• _Exercise aim_
Extract each line holding the word "index" from the entries.

• _Data section_
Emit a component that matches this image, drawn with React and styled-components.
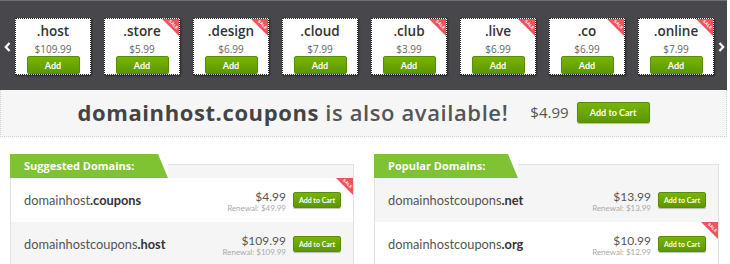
import React from "react";
import styled, { createGlobalStyle } from "styled-components";

const GlobalStyle = createGlobalStyle`
  html, body { margin: 0; padding: 0; background: #fff; }
  body { font-family: "Lato", "Open Sans", "Liberation Sans", sans-serif; }
`;

const Page = styled.div`
  width: 730px;
  height: 264px;
  overflow: hidden;
  background: #fff;
`;

const Carousel = styled.div`
  width: 727px;
  height: 90px;
  box-sizing: border-box;
  background: #48484c;
  border-top: 1px solid #707074;
  display: flex;
  align-items: flex-start;
  padding: 17px 0 0 4px;
`;

const Arrow = styled.div`
  width: 11px;
  height: 57px;
  display: flex;
  align-items: center;
  justify-content: ${(p) => (p.$right ? "flex-end" : "flex-start")};
  color: #fff;
  svg { display: block; }
`;

const Cards = styled.div`
  display: flex;
  gap: 13px;
`;

const Card = styled.div`
  position: relative;
  width: 76px;
  height: 57px;
  box-sizing: border-box;
  background: #fff;
  border: 1px dotted #2a2a2c;
  box-shadow: 1px 1px 2px rgba(0, 0, 0, 0.4);
  display: flex;
  flex-direction: column;
  align-items: center;
  padding-top: 2px;
`;

const CardName = styled.div`
  font-family: "Open Sans", sans-serif;
  font-size: 13.5px;
  font-weight: 600;
  line-height: 16px;
  color: #333;
  margin-top: 2px;
`;

const CardPrice = styled.div`
  font-family: "Open Sans", sans-serif;
  font-size: 10px;
  line-height: 14px;
  color: #666;
  margin-top: 3px;
`;

const GreenButton = styled.div`
  box-sizing: border-box;
  width: ${(p) => p.$w}px;
  height: ${(p) => p.$h}px;
  background: linear-gradient(#77b500, #5e9700);
  border: 1px solid #5a8c0a;
  border-radius: 2px;
  color: #fff;
  font-size: ${(p) => p.$fs}px;
  font-weight: 700;
  display: flex;
  align-items: center;
  justify-content: center;
  box-shadow: 0 1px 1px rgba(0, 0, 0, 0.25);
  flex: none;
`;

const Ribbon = styled.div`
  position: absolute;
  top: 0;
  right: 0;
  width: 0;
  height: 0;
  border-style: solid;
  border-width: 0 ${(p) => p.$size}px ${(p) => p.$size}px 0;
  border-color: transparent #f2525c transparent transparent;
  span {
    position: absolute;
    top: 3px;
    left: 6px;
    transform: rotate(45deg);
    font-size: 4px;
    line-height: 5px;
    font-weight: 700;
    color: #fff;
    letter-spacing: 0.2px;
    font-family: "Liberation Sans", sans-serif;
  }
`;

const Banner = styled.div`
  width: 727px;
  height: 47px;
  box-sizing: border-box;
  background: #f6f6f6;
  border: 1px dotted #cfd3c8;
  border-top: none;
  display: flex;
  align-items: center;
  justify-content: center;
  padding-bottom: 2px;
`;

const BannerText = styled.div`
  font-family: "Open Sans", sans-serif;
  font-size: 22px;
  color: #555;
  font-weight: 600;
  letter-spacing: 0.6px;
  b {
    color: #444;
    font-weight: 700;
  }
`;

const BannerPrice = styled.div`
  font-family: "Open Sans", sans-serif;
  font-size: 15px;
  color: #555;
  margin: 0 8px 0 22px;
`;

const Lower = styled.div`
  display: flex;
  gap: 20px;
  padding: 17px 0 0 10px;
`;

const Panel = styled.div`
  width: ${(p) => p.$w}px;
  display: flex;
  flex-direction: column;
`;

const PanelHead = styled.div`
  display: flex;
  height: 24px;
`;

const Tab = styled.div`
  width: ${(p) => p.$w}px;
  height: 24px;
  box-sizing: border-box;
  background: #7fc234;
  clip-path: polygon(0 0, calc(100% - 10px) 0, 100% 100%, 0 100%);
  color: #fff;
  font-family: "Open Sans", sans-serif;
  font-size: 11px;
  font-weight: 700;
  padding-left: 14px;
  line-height: 24px;
  flex: none;
`;

const HeadFill = styled.div`
  flex: 1;
  margin-top: 10px;
  background: #f5f5f5;
  border-top: 1px solid #e2e2e2;
  border-right: 1px solid #e2e2e2;
`;

const PanelBody = styled.div`
  border-left: 1px solid #e2e2e2;
  border-right: 1px solid #e2e2e2;
`;

const Row = styled.div`
  position: relative;
  height: 44px;
  box-sizing: border-box;
  background: ${(p) => (p.$sale ? "#fff" : "#f5f5f5")};
  display: flex;
  align-items: center;
  padding: 0 12px 0 13px;
`;

const DomainName = styled.div`
  flex: 1;
  font-size: 12.8px;
  color: #555;
  b {
    color: #333;
    font-weight: 700;
  }
`;

const PriceBlock = styled.div`
  text-align: right;
  margin-right: 7px;
  margin-top: 2px;
`;

const RowPrice = styled.div`
  font-size: 12px;
  line-height: 13px;
  color: #555;
`;

const Renewal = styled.div`
  font-size: 8px;
  line-height: 10px;
  color: #aaa;
`;

const Chevron = ({ dir }) => (
  <svg width="7" height="10" viewBox="0 0 7 10">
    <path
      d={dir === "left" ? "M5.5 1 L1.8 5 L5.5 9" : "M1.5 1 L5.2 5 L1.5 9"}
      fill="none"
      stroke="#fff"
      strokeWidth="2.2"
    />
  </svg>
);

const tlds = [
  { n: ".host", p: "$109.99" },
  { n: ".store", p: "$5.99", s: true },
  { n: ".design", p: "$6.99", s: true },
  { n: ".cloud", p: "$7.99" },
  { n: ".club", p: "$3.99", s: true },
  { n: ".live", p: "$6.99", s: true },
  { n: ".co", p: "$6.99", s: true },
  { n: ".online", p: "$7.99", s: true },
];

const suggested = [
  { a: "domainhost", b: ".coupons", p: "$4.99", r: "Renewal: $49.99", s: true },
  { a: "domainhostcoupons", b: ".host", p: "$109.99", r: "Renewal: $109.99" },
];

const popular = [
  { a: "domainhostcoupons", b: ".net", p: "$13.99", r: "Renewal: $13.99" },
  { a: "domainhostcoupons", b: ".org", p: "$10.99", r: "Renewal: $12.99", s: true },
];

const SaleRibbon = () => (
  <Ribbon $size={17}>
    <span>SALE</span>
  </Ribbon>
);

const DomainPanel = ({ title, tabW, w, rows }) => (
  <Panel $w={w}>
    <PanelHead>
      <Tab $w={tabW}>{title}</Tab>
      <HeadFill />
    </PanelHead>
    <PanelBody>
      {rows.map((r) => (
        <Row key={r.b} $sale={r.s}>
          <DomainName>
            {r.a}
            <b>{r.b}</b>
          </DomainName>
          <PriceBlock>
            <RowPrice>{r.p}</RowPrice>
            <Renewal>{r.r}</Renewal>
          </PriceBlock>
          <GreenButton $w={48} $h={16} $fs={7}>
            Add to Cart
          </GreenButton>
          {r.s && <SaleRibbon />}
        </Row>
      ))}
    </PanelBody>
  </Panel>
);

export default function App() {
  return (
    <Page>
      <GlobalStyle />
      <Carousel>
        <Arrow>
          <Chevron dir="left" />
        </Arrow>
        <Cards>
          {tlds.map((t) => (
            <Card key={t.n}>
              <CardName>{t.n}</CardName>
              <CardPrice>{t.p}</CardPrice>
              <GreenButton $w={53} $h={18} $fs={9}>
                Add
              </GreenButton>
              {t.s && <SaleRibbon />}
            </Card>
          ))}
        </Cards>
        <Arrow $right>
          <Chevron dir="right" />
        </Arrow>
      </Carousel>
      <Banner>
        <BannerText>
          <b>domainhost.coupons</b> is also available!
        </BannerText>
        <BannerPrice>$4.99</BannerPrice>
        <GreenButton $w={73} $h={21} $fs={9}>
          Add to Cart
        </GreenButton>
      </Banner>
      <Lower>
        <DomainPanel title="Suggested Domains:" tabW={158} w={344} rows={suggested} />
        <DomainPanel title="Popular Domains:" tabW={144} w={345} rows={popular} />
      </Lower>
    </Page>
  );
}
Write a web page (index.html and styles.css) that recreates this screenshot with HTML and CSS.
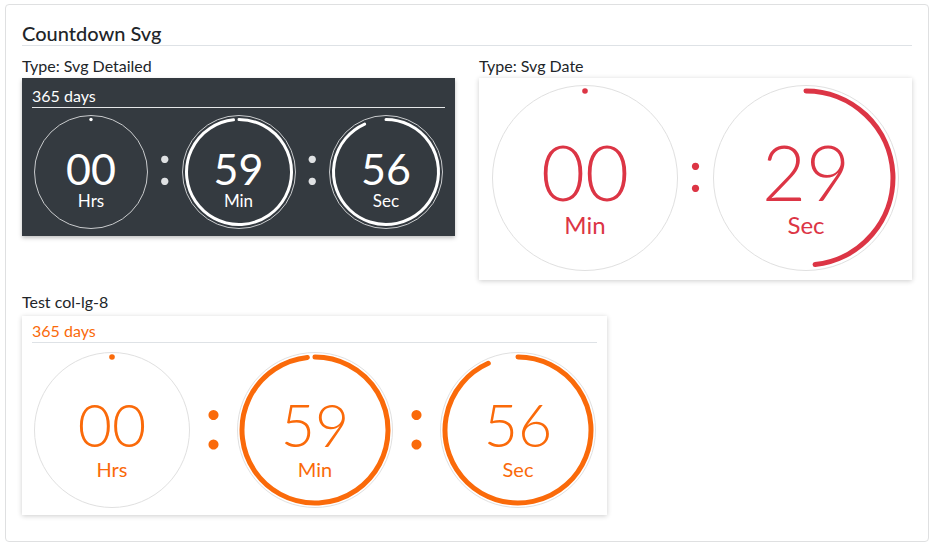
FILE: index.html
```html
<!DOCTYPE html>
<html lang="en">
<head>
<meta charset="utf-8">
<title>Countdown Svg</title>
<link rel="stylesheet" href="styles.css">
</head>
<body>
<div class="card">
  <h5 class="title">Countdown Svg</h5>
  <div class="row">
    <div class="col">
      <div class="label">Type: Svg Detailed</div>
      <div class="panel panel-dark">
        <div class="days">365 days</div>
        <div class="timer">
          <div class="ring ring-sm">
            <svg class="ring-svg" viewBox="0 0 114 114" width="114" height="114">
              <circle cx="57" cy="57" r="56.5" fill="none" stroke="#c9cbcd" stroke-width="1"/>
              <circle cx="57" cy="4.5" r="1.7" fill="#fff"/>
            </svg>
            <div class="txt"><span class="num">00</span><span class="lbl">Hrs</span></div>
          </div>
          <div class="colon">:</div>
          <div class="ring ring-sm">
            <svg class="ring-svg" viewBox="0 0 114 114" width="114" height="114">
              <circle cx="57" cy="57" r="56.5" fill="none" stroke="#c9cbcd" stroke-width="1"/>
              <path d="M57 4.5 A52.5 52.5 0 1 1 51.51 4.79" fill="none" stroke="#fff" stroke-width="3" stroke-linecap="round"/>
            </svg>
            <div class="txt"><span class="num">59</span><span class="lbl">Min</span></div>
          </div>
          <div class="colon">:</div>
          <div class="ring ring-sm">
            <svg class="ring-svg" viewBox="0 0 114 114" width="114" height="114">
              <circle cx="57" cy="57" r="56.5" fill="none" stroke="#c9cbcd" stroke-width="1"/>
              <path d="M57 4.5 A52.5 52.5 0 1 1 35.65 9.04" fill="none" stroke="#fff" stroke-width="3" stroke-linecap="round"/>
            </svg>
            <div class="txt"><span class="num">56</span><span class="lbl">Sec</span></div>
          </div>
        </div>
      </div>
    </div>
    <div class="col">
      <div class="label">Type: Svg Date</div>
      <div class="panel panel-date">
        <div class="timer">
          <div class="ring ring-lg">
            <svg class="ring-svg" viewBox="0 0 186 186" width="186" height="186">
              <circle cx="93" cy="93" r="92.5" fill="none" stroke="#e0e0e0" stroke-width="1"/>
              <circle cx="93" cy="6" r="2.8" fill="#dc3545"/>
            </svg>
            <div class="txt"><span class="num">00</span><span class="lbl">Min</span></div>
          </div>
          <div class="colon">:</div>
          <div class="ring ring-lg">
            <svg class="ring-svg" viewBox="0 0 186 186" width="186" height="186">
              <circle cx="93" cy="93" r="92.5" fill="none" stroke="#e0e0e0" stroke-width="1"/>
              <path d="M93 6 A87 87 0 0 1 102.09 179.52" fill="none" stroke="#dc3545" stroke-width="5" stroke-linecap="round"/>
            </svg>
            <div class="txt"><span class="num">29</span><span class="lbl">Sec</span></div>
          </div>
        </div>
      </div>
    </div>
  </div>
  <div class="label label-test">Test col-lg-8</div>
  <div class="panel panel-orange">
    <div class="days">365 days</div>
    <div class="timer">
      <div class="ring ring-md">
        <svg class="ring-svg" viewBox="0 0 156 156" width="156" height="156">
          <circle cx="78" cy="78" r="77.5" fill="none" stroke="#e0e0e0" stroke-width="1"/>
          <circle cx="78" cy="5" r="2.8" fill="#fa6a0a"/>
        </svg>
        <div class="txt"><span class="num">00</span><span class="lbl">Hrs</span></div>
      </div>
      <div class="colon">:</div>
      <div class="ring ring-md">
        <svg class="ring-svg" viewBox="0 0 156 156" width="156" height="156">
          <circle cx="78" cy="78" r="77.5" fill="none" stroke="#e0e0e0" stroke-width="1"/>
          <path d="M78 5 A73 73 0 1 1 70.37 5.40" fill="none" stroke="#fa6a0a" stroke-width="5" stroke-linecap="round"/>
        </svg>
        <div class="txt"><span class="num">59</span><span class="lbl">Min</span></div>
      </div>
      <div class="colon">:</div>
      <div class="ring ring-md">
        <svg class="ring-svg" viewBox="0 0 156 156" width="156" height="156">
          <circle cx="78" cy="78" r="77.5" fill="none" stroke="#e0e0e0" stroke-width="1"/>
          <path d="M78 5 A73 73 0 1 1 48.31 11.31" fill="none" stroke="#fa6a0a" stroke-width="5" stroke-linecap="round"/>
        </svg>
        <div class="txt"><span class="num">56</span><span class="lbl">Sec</span></div>
      </div>
    </div>
  </div>
</div>
</body>
</html>
```
FILE: styles.css
```css
* { box-sizing: border-box; }
html, body { margin: 0; padding: 0; background: #fff; }
body {
  font-family: Lato, "Open Sans", "Liberation Sans", sans-serif;
  font-size: 16px;
  color: #212529;
}
.card {
  margin: 4px 5px 0 5px;
  width: 924px;
  height: 538px;
  border: 1px solid #dfe0e1;
  border-radius: 4px;
  padding: 16px 16px 0 16px;
}
.title {
  margin: 0;
  font-size: 20px;
  font-weight: 500;
  line-height: 24px;
  border-bottom: 1px solid #dee2e6;
  color: #212529;
}
.row {
  display: flex;
  gap: 24px;
  align-items: flex-start;
}
.col { width: 433px; }
.label {
  line-height: 20px;
  margin: 10px 0 2px 0;
}
.label-test { margin: 12px 0 4px 0; }
.panel { width: 433px; }
.panel-dark {
  background: #343a40;
  color: #fff;
  padding: 7px 10px 7px 10px;
  box-shadow: 0 2px 4px rgba(0,0,0,.25);
}
.panel-date {
  background: #fff;
  color: #dc3545;
  padding: 7px 13px 9px 13px;
  box-shadow: 0 1px 5px rgba(0,0,0,.2);
}
.panel-orange {
  width: 585px;
  background: #fff;
  color: #fa6a0a;
  padding: 4px 10px 7px 10px;
  box-shadow: 0 1px 5px rgba(0,0,0,.2);
}
.days {
  line-height: 21px;
  padding-bottom: 1px;
  border-bottom: 1px solid #dee2e6;
}
.panel-dark .days { border-bottom-color: #e4e6e8; }
.timer {
  display: flex;
  align-items: center;
  padding: 0 2px;
}
.panel-dark .timer { margin-top: 7px; }
.panel-orange .timer { margin-top: 9px; padding: 0 1px 0 2px; }
.panel-date .timer { padding: 0; }
.ring {
  display: grid;
  flex: none;
}
.ring > * { grid-area: 1 / 1; }
.ring-svg { display: block; }
.ring-sm { width: 114px; height: 114px; }
.ring-lg { width: 186px; height: 186px; }
.ring-md { width: 156px; height: 156px; }
.txt {
  display: flex;
  flex-direction: column;
  align-items: center;
  align-self: start;
}
.num, .lbl { display: block; line-height: 1; }
.ring-sm .txt { padding-top: 32px; }
.ring-sm .num { font-size: 43px; }
.ring-sm .lbl { font-size: 17px; margin-top: 2px; }
.ring-lg .txt { padding-top: 49px; }
.ring-lg .num { font-size: 76px; font-weight: 300; }
.ring-lg .lbl { font-size: 24px; margin-top: 3px; }
.ring-md .txt { padding-top: 43px; }
.ring-md .num { font-size: 59px; font-weight: 300; }
.ring-md .lbl { font-size: 20px; margin-top: 5px; }
.colon {
  flex: 1;
  text-align: center;
  line-height: 1;
}
.panel-dark .colon { font-size: 58px; color: #dfe1e3; margin-bottom: 18px; }
.panel-date .colon { font-size: 58px; margin-bottom: 16px; }
.panel-orange .colon { font-size: 80px; margin-bottom: 25px; }
```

• _Solution to this exercise_
Write a web page (index.html and styles.css) that recreates this screenshot with HTML and CSS.
FILE: index.html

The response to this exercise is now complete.